Did we not learn anything from the current, and continuing), housing bust? All facts from the mortgage industry and government point to the fact that mortgage default rates take a huge spike upwards with high loan to value loans.
I would venture to say that many of the mortgage debtors (in trust deed states) may not realize that by refinancing through this program, they will be going from a non-recourse loan to recourse refinancing, in many cases.
My bet is that actions like this will give a false sense of recovery for awhile, only to have us fall further in the future, much like the stimulus money is currently doing.
In his statement FHFA Director Lockhart said, “The higher LTV refinancing will allow more homeowners to strengthen their finances.” Do you really believe this? If the government really wanted people to stay in their houses, they would allow them to go into foreclosure and help them find alternative housing. Moving them into a 125% LTV recourse loan is setting them up for disaster and setting taxpayers up to take on the resulting new losses.
Perhaps the government is not being 100% honest in their touting this 125% refinancing program as a way to help people stay in their houses. In reality, it may actually be a way to help banks keep from writing down assets while they earn enough money to increase their capital base.

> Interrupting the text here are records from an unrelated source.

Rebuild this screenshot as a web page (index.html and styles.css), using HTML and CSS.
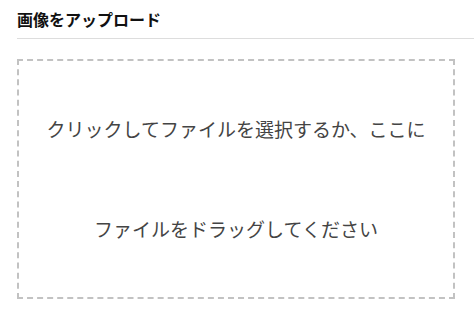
FILE: index.html
```html
<!DOCTYPE html>
<html lang="ja">
<head>
    <meta charset="UTF-8">
    <meta name="viewport" content="width=device-width, initial-scale=1.0">
    <title>画像をアップロード</title>
    <link rel="stylesheet" href="styles.css">
</head>
<body>

    <div class="upload-panel">
        <h2 class="upload-title">画像をアップロード</h2>
        <div class="dropzone" id="dropzone">
            クリックしてファイルを選択するか、ここに<br>ファイルをドラッグしてください
        </div>
    </div>

</body>
</html>
```

FILE: styles.css
```css
body {
    margin: 0;
    padding: 0;
    background-color: #ffffff;
    font-family: "Noto Sans CJK JP", "Noto Sans", sans-serif;
    color: #333;
}

.upload-panel {
    padding: 7px 1px 0 17px;
}

.upload-title {
    margin: 0;
    padding-bottom: 7px;
    font-size: 16px;
    line-height: 24px;
    font-weight: bold;
    color: #111;
    border-bottom: 1px solid #dddddd;
}

/* ドロップエリア */
.dropzone {
    margin: 20px 19px 0 0;
    padding: 18px 0;
    border: 2px dashed #c2c2c2;
    text-align: center;
    font-size: 19px;
    line-height: 100px;
    color: #444;
    cursor: pointer;
}
```
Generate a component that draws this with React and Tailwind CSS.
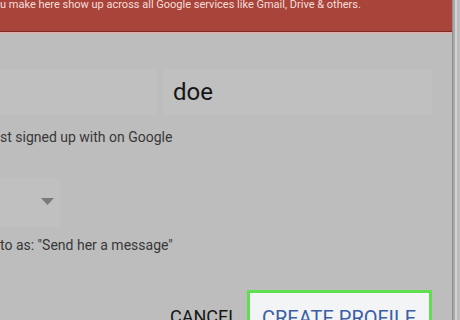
import React from "react";

const App = () => {
  return (
    <div className="w-[460px] h-[320px] overflow-hidden flex bg-[#bdbdbd] font-['Roboto',sans-serif]">
      <div className="w-[452px] self-start flex flex-col">
        {/* red banner */}
        <div className="h-[31px] bg-[#a9443a] overflow-hidden">
          <p className="mt-[-1px] text-[11px] leading-[11px] text-[#f5dfdb] whitespace-nowrap">
            u make here show up across all Google services like Gmail, Drive &amp; others.
          </p>
        </div>
        <div className="h-[1px] bg-[#7d2c24]" />
        <div className="h-[2px] bg-[#d6b1ad]" />

        {/* name fields */}
        <div className="mt-[35px] flex gap-[6px]">
          <div className="w-[157px] h-[46px] bg-[#c0c0c0]" />
          <div className="w-[269px] h-[46px] bg-[#c0c0c0] pl-[10px] pt-[11px]">
            <span className="text-[24px] leading-[24px] text-[#151515]">doe</span>
          </div>
        </div>

        <p className="mt-[12px] text-[14px] leading-[20px] text-[#383838] whitespace-nowrap">
          st signed up with on Google
        </p>

        {/* pronoun dropdown */}
        <div className="mt-[31px] w-[60px] h-[49px] bg-[#c0c0c0] flex items-center justify-end pr-[6px]">
          <svg width="13" height="7" viewBox="0 0 13 7" className="mb-[3px]">
            <path d="M0 0 L13 0 L6.5 7 Z" fill="#7a7a7a" />
          </svg>
        </div>

        <p className="mt-[8px] text-[14px] leading-[20px] text-[#383838] whitespace-nowrap">
          to as: "Send her a message"
        </p>

        {/* actions */}
        <div className="mt-[35px] flex justify-end items-start gap-[9px] pr-[20px]">
          <span className="mt-[18px] text-[18px] leading-[18px] text-[#161616]">CANCEL</span>
          <div className="w-[185px] h-[44px] border-[3px] border-[#5fe04f] bg-[#f3f4f6] pl-[12px] pt-[15px]">
            <span className="block text-[20px] leading-[20px] text-[#3b5ea6] whitespace-nowrap">
              CREATE PROFILE
            </span>
          </div>
        </div>
      </div>

      {/* dialog edge */}
      <div className="w-[8px] flex">
        <div className="w-[1px] bg-[#8e8e8e]" />
        <div className="w-[2px] bg-[#a8a8a8]" />
        <div className="w-[2px] bg-[#d3d3d3]" />
        <div className="w-[3px] bg-[#bcbcbc]" />
      </div>
    </div>
  );
};

export default App;
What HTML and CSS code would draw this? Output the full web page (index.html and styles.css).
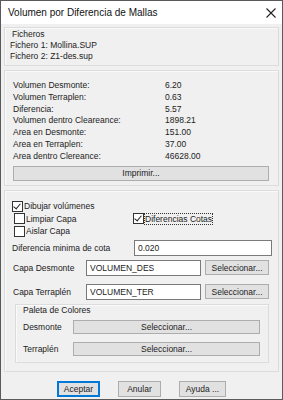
FILE: index.html
```html
<!DOCTYPE html>
<html lang="es">
<head>
    <meta charset="UTF-8">
    <title>Volumen por Diferencia de Mallas</title>
    <link rel="stylesheet" href="styles.css">
</head>
<body>

<div class="dialog">
    <div class="titlebar">
        <span class="title">Volumen por Diferencia de Mallas</span>
        <svg class="close" width="10" height="10" viewBox="0 0 10 10">
            <path d="M0.5 0.5 L9.5 9.5 M9.5 0.5 L0.5 9.5" stroke="#222" stroke-width="1.1" fill="none"/>
        </svg>
    </div>

    <div class="content">
        <div class="group files">
            <div class="files-title">Ficheros</div>
            <div>Fichero 1: Mollina.SUP</div>
            <div>Fichero 2: Z1-des.sup</div>
        </div>

        <div class="group results">
            <div class="stats">
                <span>Volumen Desmonte:</span><span>6.20</span>
                <span>Volumen Terraplen:</span><span>0.63</span>
                <span>Diferencia:</span><span>5.57</span>
                <span>Volumen dentro Cleareance:</span><span>1898.21</span>
                <span>Area en Desmonte:</span><span>151.00</span>
                <span>Area en Terraplen:</span><span>37.00</span>
                <span>Area dentro Clereance:</span><span>46628.00</span>
            </div>
            <button class="button print">Imprimir...</button>
        </div>

        <div class="group options">
            <label class="check main-check"><span class="box checked"></span>Dibujar volúmenes</label>
            <div class="check-row">
                <label class="check"><span class="box"></span>Limpiar Capa</label>
                <label class="check focused"><span class="box checked"></span><span class="focus">Diferencias Cotas</span></label>
            </div>
            <label class="check"><span class="box"></span>Aislar Capa</label>

            <div class="field-row min-row">
                <span class="field-label">Diferencia minima de cota</span>
                <div class="input wide">0.020</div>
            </div>
            <div class="field-row layer-row">
                <span class="field-label short">Capa Desmonte</span>
                <div class="input">VOLUMEN_DES</div>
                <button class="button small">Seleccionar...</button>
            </div>
            <div class="field-row layer-row second">
                <span class="field-label short">Capa Terraplén</span>
                <div class="input">VOLUMEN_TER</div>
                <button class="button small">Seleccionar...</button>
            </div>

            <div class="group palette">
                <div class="palette-title">Paleta de Colores</div>
                <div class="palette-row">
                    <span class="palette-label">Desmonte</span>
                    <button class="button long">Seleccionar...</button>
                </div>
                <div class="palette-row">
                    <span class="palette-label">Terraplén</span>
                    <button class="button long">Seleccionar...</button>
                </div>
            </div>
        </div>

        <div class="actions">
            <button class="button action default">Aceptar</button>
            <button class="button action">Anular</button>
            <button class="button action">Ayuda ...</button>
        </div>
    </div>
</div>

</body>
</html>
```

FILE: styles.css
```css
body {
    margin: 0;
    font-family: "Liberation Sans", Arial, sans-serif;
    font-size: 8.5px;
    color: #222;
    background-color: #f0f0f0;
}
.dialog {
    width: 283px;
    height: 400px;
    box-sizing: border-box;
    border: 1px solid #5a5a5a;
    background-color: #f0f0f0;
    overflow: hidden;
}
.titlebar {
    height: 23px;
    background-color: #fff;
    display: flex;
    align-items: center;
    justify-content: space-between;
    padding: 0 6px 0 7px;
}
.title {
    font-size: 10px;
    color: #111;
}
.close {
    margin-top: 1px;
}
.content {
    padding: 3px 3px 0 3px;
    display: flex;
    flex-direction: column;
}
.group {
    border: 1px solid #dcdcdc;
    box-shadow: inset 1px 1px 0 #fafafa;
}
.files {
    height: 36px;
    padding: 1px 0 0 5px;
    line-height: 11px;
}
.files-title {
    padding-left: 2px;
}
.results {
    margin-top: 4px;
    height: 116px;
    box-sizing: border-box;
    padding: 9px 9px 0 8px;
}
.stats {
    display: grid;
    grid-template-columns: 152px 1fr;
    line-height: 11.8px;
}
.button {
    font-family: inherit;
    font-size: 8.5px;
    color: #222;
    background-color: #e1e1e1;
    border: 1px solid #adadad;
    padding: 0;
    margin: 0;
}
.print {
    display: block;
    width: 100%;
    height: 15px;
    margin-top: 3px;
}
.options {
    margin-top: 4px;
    height: 182px;
    box-sizing: border-box;
    padding: 9px 6px 0 7px;
}
.check {
    display: flex;
    align-items: center;
    height: 12.5px;
}
.box {
    width: 9px;
    height: 9px;
    border: 1px solid #333;
    background-color: #fff;
    margin-right: 1px;
    position: relative;
}
.box.checked::after {
    content: "";
    position: absolute;
    left: 2px;
    top: 0;
    width: 3px;
    height: 6px;
    border: solid #222;
    border-width: 0 1px 1px 0;
    transform: rotate(40deg);
}
.check-row {
    display: flex;
    padding-left: 2px;
}
.check-row .check {
    width: 119px;
}
.check-row .check:last-child {
    width: auto;
}
.options > .check:not(.main-check) {
    padding-left: 2px;
}
.focus {
    outline: 1px dotted #333;
}
.field-row {
    display: flex;
    align-items: center;
}
.min-row {
    margin-top: 2px;
}
.layer-row {
    margin-top: 4px;
    padding-left: 1px;
}
.layer-row.second {
    margin-top: 8px;
}
.field-label {
    width: 123px;
}
.field-label.short {
    width: 73px;
}
.input {
    height: 16px;
    box-sizing: border-box;
    border: 1px solid #7a7a7a;
    background-color: #fff;
    padding: 0 3px;
    line-height: 14px;
}
.input.wide {
    width: 139px;
}
.layer-row .input {
    width: 115px;
}
.small {
    width: 64px;
    height: 15px;
    margin-left: 4px;
}
.palette {
    margin: 4px 3px 0 3px;
    height: 59px;
    box-sizing: border-box;
    padding: 0 8px 0 7px;
}
.palette-title {
    line-height: 11px;
}
.palette-row {
    display: flex;
    align-items: center;
    margin-top: 4px;
}
.palette-row + .palette-row {
    margin-top: 8px;
}
.palette-label {
    width: 50px;
}
.long {
    flex: 1;
    height: 14px;
}
.actions {
    display: flex;
    justify-content: center;
    gap: 18px;
    margin-top: 9px;
}
.action {
    width: 43px;
    height: 16px;
}
.action:last-child {
    width: 47px;
}
.action.default {
    border: 2px solid #0078d7;
}
```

Living in California, I'm a little disappointed in the fact that our state tax and spend government did not come up with a comparable plan before the Feds. The fact that California has no budget, is issuing IOU's and has upwards of a 26 billion deficit is no excuse. Just a few months ago California passed a new law giving new home buyers a credit of 5% of the purchase price up to $10,000. California set aside 100 million for this program. Now that the $100 million is almost exhausted, two new bills are pending in Sacramento to to double or triple the original $100 million.